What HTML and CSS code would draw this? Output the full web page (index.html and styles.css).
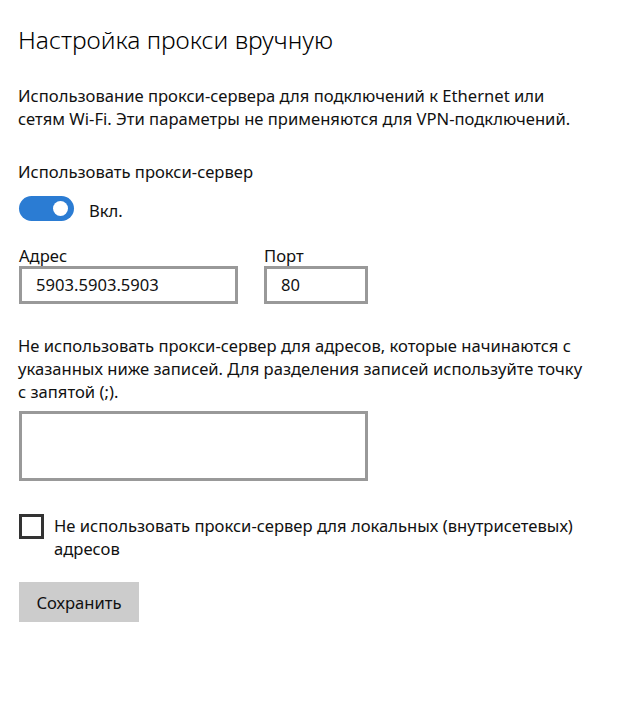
FILE: index.html
```html
<!DOCTYPE html>
<html lang="ru">
<head>
  <meta charset="UTF-8">
  <title>Настройка прокси вручную</title>
  <link rel="stylesheet" href="styles.css">
</head>
<body>
  <div class="page">
    <h1 class="title">Настройка прокси вручную</h1>

    <p class="desc">Использование прокси-сервера для подключений к Ethernet или сетям Wi-Fi. Эти параметры не применяются для VPN-подключений.</p>

    <div class="label">Использовать прокси-сервер</div>
    <div class="toggle-row">
      <span class="toggle"><span class="knob"></span></span>
      <span class="toggle-text">Вкл.</span>
    </div>

    <div class="fields">
      <div class="field">
        <div class="field-label">Адрес</div>
        <div class="box box-address">5903.5903.5903</div>
      </div>
      <div class="field">
        <div class="field-label">Порт</div>
        <div class="box box-port">80</div>
      </div>
    </div>

    <p class="desc desc-exceptions">Не использовать прокси-сервер для адресов, которые начинаются с указанных ниже записей. Для разделения записей используйте точку с запятой (;).</p>

    <div class="box box-area"></div>

    <div class="check-row">
      <span class="checkbox"></span>
      <span class="check-text">Не использовать прокси-сервер для локальных (внутрисетевых) адресов</span>
    </div>

    <button class="save">Сохранить</button>
  </div>
</body>
</html>
```

FILE: styles.css
```css
* { margin: 0; padding: 0; box-sizing: border-box; }

body {
  background: #fff;
  color: #111;
  font-family: "Noto Sans", "Open Sans", sans-serif;
  font-size: 16.6px;
  line-height: 23px;
}

.page {
  padding: 24px 18px 0 18px;
}

/* Header */
.title {
  font-size: 24.6px;
  font-weight: 300;
  line-height: 32px;
  color: #000;
}

.desc {
  margin-top: 28px;
  max-width: 568px;
}

.label {
  margin-top: 30px;
}

/* Toggle */
.toggle-row {
  display: flex;
  align-items: center;
  gap: 15px;
  margin-top: 12px;
  padding-left: 1px;
}
.toggle {
  width: 55px;
  height: 25px;
  border-radius: 13px;
  background: #2b7cd3;
  position: relative;
}
.knob {
  position: absolute;
  right: 6px;
  top: 5px;
  width: 15px;
  height: 15px;
  border-radius: 50%;
  background: #fff;
}
.toggle-text {
  margin-top: 4px;
}

/* Address / port */
.fields {
  display: flex;
  gap: 26px;
  margin-top: 24px;
  padding-left: 1px;
}
.field-label {
  line-height: 20px;
}
.box {
  border: 3px solid #999;
  height: 38px;
  padding: 0 14px;
  line-height: 32px;
}
.box-address { width: 219px; }
.box-port { width: 104px; }

.desc-exceptions {
  margin-top: 30px;
  max-width: 576px;
}

.box-area {
  margin-top: 8px;
  margin-left: 1px;
  width: 349px;
  height: 70px;
}

/* Checkbox */
.check-row {
  display: flex;
  align-items: flex-start;
  gap: 10px;
  margin-top: 33px;
  padding-left: 1px;
  max-width: 580px;
}
.checkbox {
  flex: none;
  width: 25px;
  height: 25px;
  border: 3px solid #333;
}

/* Button */
.save {
  display: block;
  margin-top: 22px;
  margin-left: 1px;
  width: 120px;
  height: 40px;
  border: none;
  background: #ccc;
  color: #111;
  font-family: inherit;
  font-size: 16.6px;
}
```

■ ■ ■ ■ ■ ■ ■

● Problem statement:
Do not include the images; transcribe the rest of the listing exactly.

● Exercise answer:
What HTML and CSS code would draw this? Output the full web page (index.html and styles.css).
FILE: index.html
```html
<!DOCTYPE html>
<html lang="ru">
<head>
  <meta charset="UTF-8">
  <title>Настройка прокси вручную</title>
  <link rel="stylesheet" href="styles.css">
</head>
<body>
  <div class="page">
    <h1 class="title">Настройка прокси вручную</h1>

    <p class="desc">Использование прокси-сервера для подключений к Ethernet или сетям Wi-Fi. Эти параметры не применяются для VPN-подключений.</p>

    <div class="label">Использовать прокси-сервер</div>
    <div class="toggle-row">
      <span class="toggle"><span class="knob"></span></span>
      <span class="toggle-text">Вкл.</span>
    </div>

    <div class="fields">
      <div class="field">
        <div class="field-label">Адрес</div>
        <div class="box box-address">5903.5903.5903</div>
      </div>
      <div class="field">
        <div class="field-label">Порт</div>
        <div class="box box-port">80</div>
      </div>
    </div>

    <p class="desc desc-exceptions">Не использовать прокси-сервер для адресов, которые начинаются с указанных ниже записей. Для разделения записей используйте точку с запятой (;).</p>

    <div class="box box-area"></div>

    <div class="check-row">
      <span class="checkbox"></span>
      <span class="check-text">Не использовать прокси-сервер для локальных (внутрисетевых) адресов</span>
    </div>

    <button class="save">Сохранить</button>
  </div>
</body>
</html>
```

FILE: styles.css
```css
* { margin: 0; padding: 0; box-sizing: border-box; }

body {
  background: #fff;
  color: #111;
  font-family: "Noto Sans", "Open Sans", sans-serif;
  font-size: 16.6px;
  line-height: 23px;
}

.page {
  padding: 24px 18px 0 18px;
}

/* Header */
.title {
  font-size: 24.6px;
  font-weight: 300;
  line-height: 32px;
  color: #000;
}

.desc {
  margin-top: 28px;
  max-width: 568px;
}

.label {
  margin-top: 30px;
}

/* Toggle */
.toggle-row {
  display: flex;
  align-items: center;
  gap: 15px;
  margin-top: 12px;
  padding-left: 1px;
}
.toggle {
  width: 55px;
  height: 25px;
  border-radius: 13px;
  background: #2b7cd3;
  position: relative;
}
.knob {
  position: absolute;
  right: 6px;
  top: 5px;
  width: 15px;
  height: 15px;
  border-radius: 50%;
  background: #fff;
}
.toggle-text {
  margin-top: 4px;
}

/* Address / port */
.fields {
  display: flex;
  gap: 26px;
  margin-top: 24px;
  padding-left: 1px;
}
.field-label {
  line-height: 20px;
}
.box {
  border: 3px solid #999;
  height: 38px;
  padding: 0 14px;
  line-height: 32px;
}
.box-address { width: 219px; }
.box-port { width: 104px; }

.desc-exceptions {
  margin-top: 30px;
  max-width: 576px;
}

.box-area {
  margin-top: 8px;
  margin-left: 1px;
  width: 349px;
  height: 70px;
}

/* Checkbox */
.check-row {
  display: flex;
  align-items: flex-start;
  gap: 10px;
  margin-top: 33px;
  padding-left: 1px;
  max-width: 580px;
}
.checkbox {
  flex: none;
  width: 25px;
  height: 25px;
  border: 3px solid #333;
}

/* Button */
.save {
  display: block;
  margin-top: 22px;
  margin-left: 1px;
  width: 120px;
  height: 40px;
  border: none;
  background: #ccc;
  color: #111;
  font-family: inherit;
  font-size: 16.6px;
}
```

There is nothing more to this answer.